▶ What you have to do: Across all the lines below, how many contain the string "that"? Please reply with the number only.

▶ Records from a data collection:
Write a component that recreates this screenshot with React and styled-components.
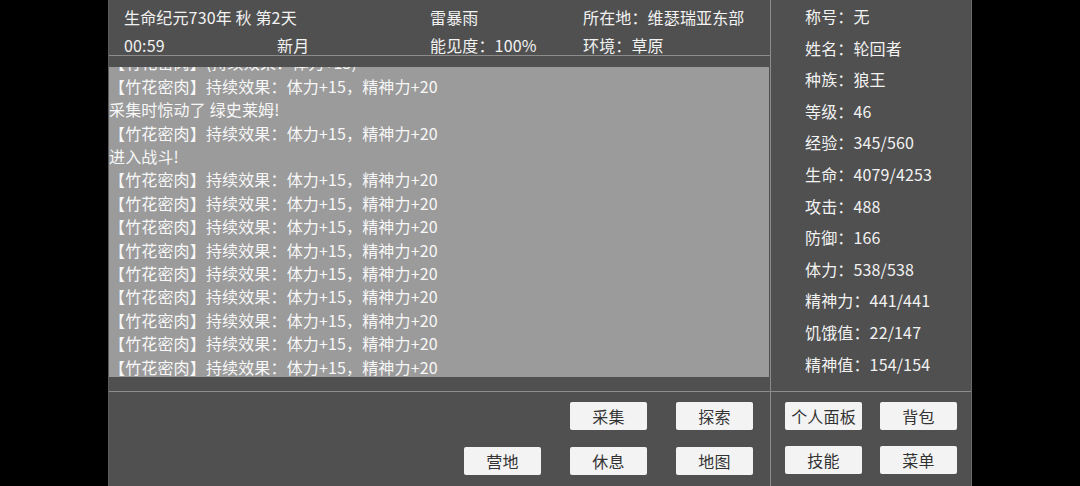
import React from 'react'
import styled, { createGlobalStyle } from 'styled-components'

const header = [
  ['生命纪元730年 秋 第2天', '', '雷暴雨', '所在地：维瑟瑞亚东部'],
  ['00:59', '新月', '能见度：100%', '环境：草原'],
]

const effect = '【竹花密肉】持续效果：体力+15，精神力+20'
const log = [
  '【竹花密肉】(持续效果：体力+15)',
  effect,
  '采集时惊动了 绿史莱姆!',
  effect,
  '进入战斗!',
  effect, effect, effect, effect, effect, effect, effect, effect, effect,
]

const stats = [
  ['称号', '无'],
  ['姓名', '轮回者'],
  ['种族', '狼王'],
  ['等级', '46'],
  ['经验', '345/560'],
  ['生命', '4079/4253'],
  ['攻击', '488'],
  ['防御', '166'],
  ['体力', '538/538'],
  ['精神力', '441/441'],
  ['饥饿值', '22/147'],
  ['精神值', '154/154'],
]

const App = () => {
  return (
    <>
      <Global />
      <Screen>
        <Frame>
          <Main>
            <Header>
              {header.map((row, i) =>
                row.map((cell, j) => <HeaderCell key={i + '-' + j}>{cell}</HeaderCell>)
              )}
            </Header>
            <Log>
              <LogBody>
                {log.map((line, i) => (
                  <LogLine key={i}>{line}</LogLine>
                ))}
              </LogBody>
            </Log>
          </Main>
          <Stats>
            {stats.map(([k, v]) => (
              <Stat key={k}>{k}：{v}</Stat>
            ))}
          </Stats>
          <Actions>
            <span />
            <Button>采集</Button>
            <Button>探索</Button>
            <Button>营地</Button>
            <Button>休息</Button>
            <Button>地图</Button>
          </Actions>
          <Menu>
            <Button>个人面板</Button>
            <Button>背包</Button>
            <Button>技能</Button>
            <Button>菜单</Button>
          </Menu>
        </Frame>
      </Screen>
    </>
  )
}

const Global = createGlobalStyle`
  html, body {
    margin: 0;
    background: #000;
  }
  body {
    font-family: "Noto Sans CJK SC", "Noto Sans", sans-serif;
    letter-spacing: 0.15px;
  }
`

const Screen = styled.div`
  display: flex;
  justify-content: center;
  height: 486px;
  overflow: hidden;
`

const Frame = styled.div`
  width: 864px;
  height: 486px;
  display: grid;
  grid-template-columns: 661px 1px 201px;
  grid-template-rows: 391px 95px;
  background: #505050;
  box-sizing: border-box;
  border-left: 1px solid #5c5c5c;
  border-right: 1px solid #6a6a6a;
  background-image:
    linear-gradient(#8c8c8c, #8c8c8c),
    linear-gradient(#8c8c8c, #8c8c8c);
  background-size: 1px 100%, 100% 1px;
  background-position: 661px 0, 0 391px;
  background-repeat: no-repeat;
  & > :nth-child(2) { grid-column: 3; }
  & > :nth-child(4) { grid-column: 3; }
`

const Main = styled.div`
  display: flex;
  flex-direction: column;
`

const Header = styled.div`
  display: grid;
  grid-template-columns: repeat(4, 153px);
  grid-auto-rows: 28px;
  padding: 3px 0 0 15px;
  height: 56px;
  box-sizing: border-box;
  border-bottom: 1px solid #8c8c8c;
  color: #f2f2f2;
  font-size: 16px;
`

const HeaderCell = styled.div`
  line-height: 28px;
  white-space: nowrap;
`

const Log = styled.div`
  margin-top: 11px;
  height: 310px;
  margin-right: 1px;
  background: #9b9b9b;
  display: flex;
  flex-direction: column;
  justify-content: flex-end;
  overflow: hidden;
`

const LogBody = styled.div`
  flex: none;
  margin-bottom: -2px;
`

const LogLine = styled.div`
  color: #f7f7f7;
  font-size: 16px;
  line-height: 23.4px;
  white-space: nowrap;
`

const Stats = styled.div`
  padding: 1px 0 0 34px;
  color: #f2f2f2;
  font-size: 16px;
`

const Stat = styled.div`
  line-height: 31.6px;
  white-space: nowrap;
`

const Button = styled.button`
  width: 77px;
  height: 28px;
  padding: 0;
  border: none;
  border-radius: 2px;
  background: #f3f3f3;
  color: #333;
  font-family: inherit;
  font-size: 16px;
  letter-spacing: inherit;
`

const Actions = styled.div`
  display: grid;
  grid-template-columns: repeat(3, 77px);
  grid-auto-rows: 28px;
  column-gap: 29px;
  row-gap: 17px;
  justify-content: end;
  padding: 11px 17px 0 0;
`

const Menu = styled.div`
  display: grid;
  grid-template-columns: repeat(2, 77px);
  grid-auto-rows: 28px;
  column-gap: 18px;
  row-gap: 16px;
  padding: 11px 0 0 14px;
`

export default App
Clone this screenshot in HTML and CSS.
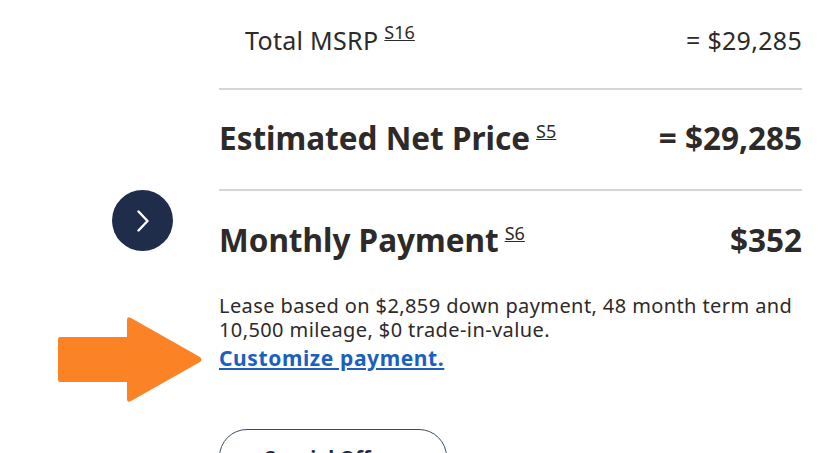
FILE: index.html
```html
<!DOCTYPE html>
<html lang="en">
<head>
  <meta charset="UTF-8" />
  <meta name="viewport" content="width=device-width, initial-scale=1.0">
  <title>Pricing</title>
  <link rel="stylesheet" href="styles.css">
</head>
<body>
  <div class="page">
    <button class="next-btn" aria-label="Next">
      <svg width="20" height="22" viewBox="0 0 20 22"><path d="M5.5 1.5 L14.5 11 L5.5 20.5" fill="none" stroke="#fff" stroke-width="2.4" stroke-linecap="round" stroke-linejoin="round"/></svg>
    </button>

    <svg class="arrow" width="146" height="90" viewBox="0 0 146 90">
      <path d="M3 21 H70 V4 Q70 0 74 2 L143 41 Q146 44 143 46 L74 85 Q70 87 70 83 V66 H3 Q1 66 1 63 V24 Q1 21 3 21 Z" fill="#fb8326"/>
    </svg>

    <div class="summary">
      <div class="row row-msrp">
        <span class="label">Total MSRP<sup><a href="#">S16</a></sup></span>
        <span class="value">= $29,285</span>
      </div>
      <div class="row row-big row-net">
        <span class="label">Estimated Net Price<sup><a href="#">S5</a></sup></span>
        <span class="value">= $29,285</span>
      </div>
      <div class="row row-big row-last">
        <span class="label">Monthly Payment<sup><a href="#">S6</a></sup></span>
        <span class="value">$352</span>
      </div>
      <p class="note">Lease based on $2,859 down payment, 48 month term and 10,500 mileage, $0 trade-in-value.</p>
      <div class="customize-wrap"><a href="#" class="customize">Customize payment.</a></div>
      <button class="offers-btn">Special Offers</button>
    </div>
  </div>
</body>
</html>
```

FILE: styles.css
```css
* {
  box-sizing: border-box;
}
body {
  margin: 0;
  background: #fff;
  font-family: 'Noto Sans', 'Open Sans', sans-serif;
  color: #2d2a29;
  overflow: hidden;
}
.page {
  position: relative;
  height: 453px;
  padding-left: 219px;
}
.summary {
  width: 583px;
}
.row {
  display: flex;
  justify-content: space-between;
  align-items: baseline;
  border-bottom: 2px solid #d6d6d6;
}
.row-msrp {
  padding: 25px 0 33px 26px;
  font-size: 25px;
  line-height: 30px;
  letter-spacing: 0.3px;
}
.row-big {
  font-size: 31.5px;
  line-height: 40px;
  font-weight: 700;
}
.row-net {
  padding: 28px 0 31px 0;
}
.row-last {
  border-bottom: none;
  padding: 29px 0 34px 0;
}
.label sup {
  font-size: 18px;
  font-weight: 400;
  margin-left: 6px;
  vertical-align: 12px;
  line-height: 0;
  letter-spacing: 0;
}
.row-msrp .label sup {
  vertical-align: 11px;
}
.label sup a {
  color: #2d2a29;
}
.note {
  margin: 0;
  font-size: 20px;
  line-height: 24px;
  letter-spacing: 0.4px;
}
.customize-wrap {
  margin-top: 4px;
  font-size: 21px;
  line-height: 24px;
  letter-spacing: 0.6px;
}
.customize {
  color: #1b5fc1;
  font-weight: 700;
}
.offers-btn {
  display: block;
  margin-top: 59px;
  width: 228px;
  height: 56px;
  border: 1px solid #3b4b66;
  border-radius: 28px;
  background: #fff;
  font-family: inherit;
  font-size: 20px;
  font-weight: 700;
  color: #1f2d4a;
  padding: 0;
}
.next-btn {
  position: absolute;
  left: 112px;
  top: 190px;
  width: 61px;
  height: 61px;
  border-radius: 50%;
  border: none;
  background: #1f2d4a;
  display: flex;
  align-items: center;
  justify-content: center;
  padding: 0;
}
.arrow {
  position: absolute;
  left: 57px;
  top: 316px;
}
```
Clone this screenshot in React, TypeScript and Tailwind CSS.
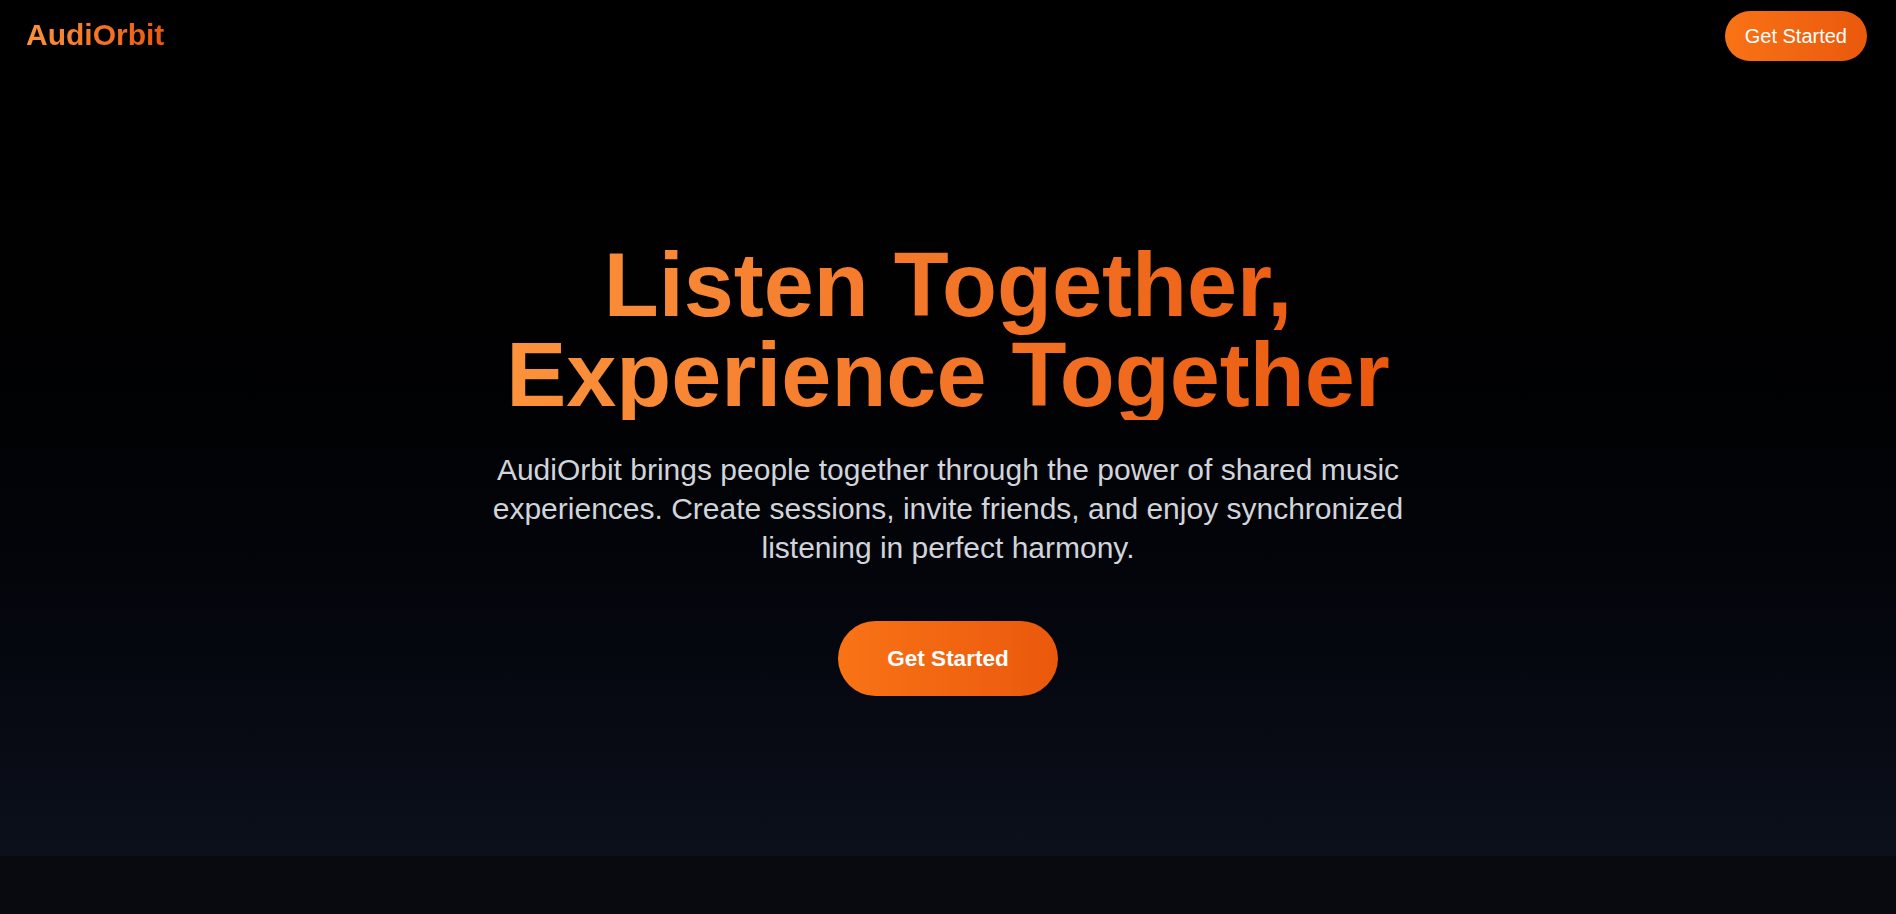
import React from "react";

const NavBar: React.FC = () => {
  return (
    <nav className="flex items-start justify-between h-[72px] pl-[26px] pr-[29px] pt-[11px]">
      <a
        href="#"
        className="mt-[9px] text-3xl leading-[30px] font-bold bg-linear-to-r from-[#fb923c] to-[#ea580c] bg-clip-text text-transparent"
      >
        AudiOrbit
      </a>
      <button className="rounded-full bg-linear-to-r from-[#f97316] to-[#ea580c] px-5 py-[11px] text-xl leading-7 text-white">
        Get Started
      </button>
    </nav>
  );
};

const Hero: React.FC = () => {
  return (
    <div className="flex flex-col items-center text-center pt-[168px]">
      <h1 className="text-[90px] leading-[90px] font-bold bg-linear-to-r from-[#fb923c] to-[#ea580c] bg-clip-text text-transparent">
        Listen Together,
        <br />
        Experience Together
      </h1>
      <p className="mt-[30px] max-w-5xl text-3xl leading-[39px] text-[#d1d5db]">
        AudiOrbit brings people together through the power of shared music
        experiences. Create sessions, invite friends, and enjoy synchronized
        listening in perfect harmony.
      </p>
      <button className="mt-[54px] flex h-[75px] items-center rounded-full bg-linear-to-r from-[#f97316] to-[#ea580c] px-[49px] text-[22.5px] font-bold text-white">
        Get Started
      </button>
    </div>
  );
};

export default function App() {
  return (
    <div
      className="min-h-screen bg-[#080a10]"
      style={{ fontFamily: '"Liberation Sans", Arial, sans-serif' }}
    >
      <section className="h-[856px] bg-linear-to-b from-black to-[#0c101b]">
        <NavBar />
        <Hero />
      </section>
    </div>
  );
}
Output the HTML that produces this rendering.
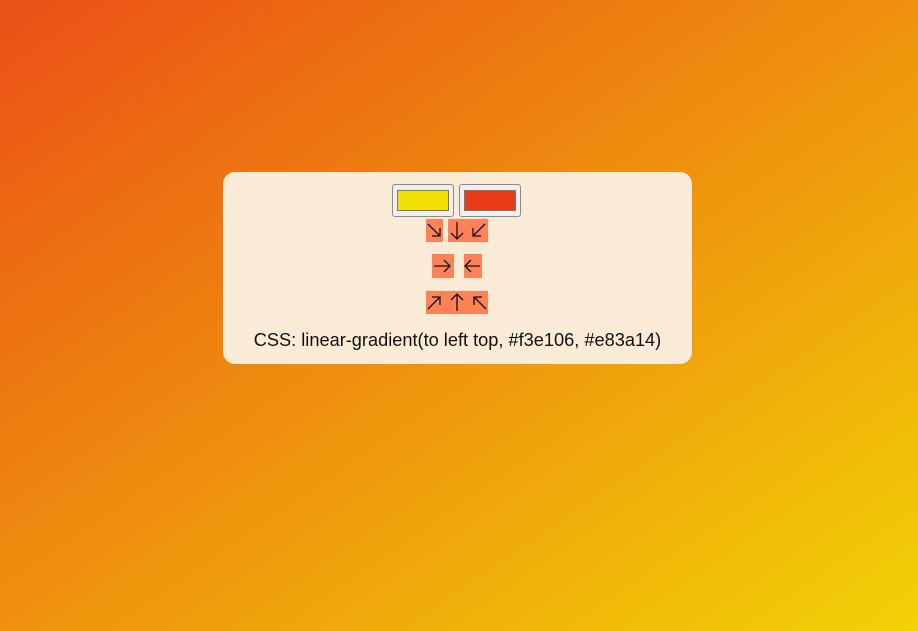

▶ Result: 2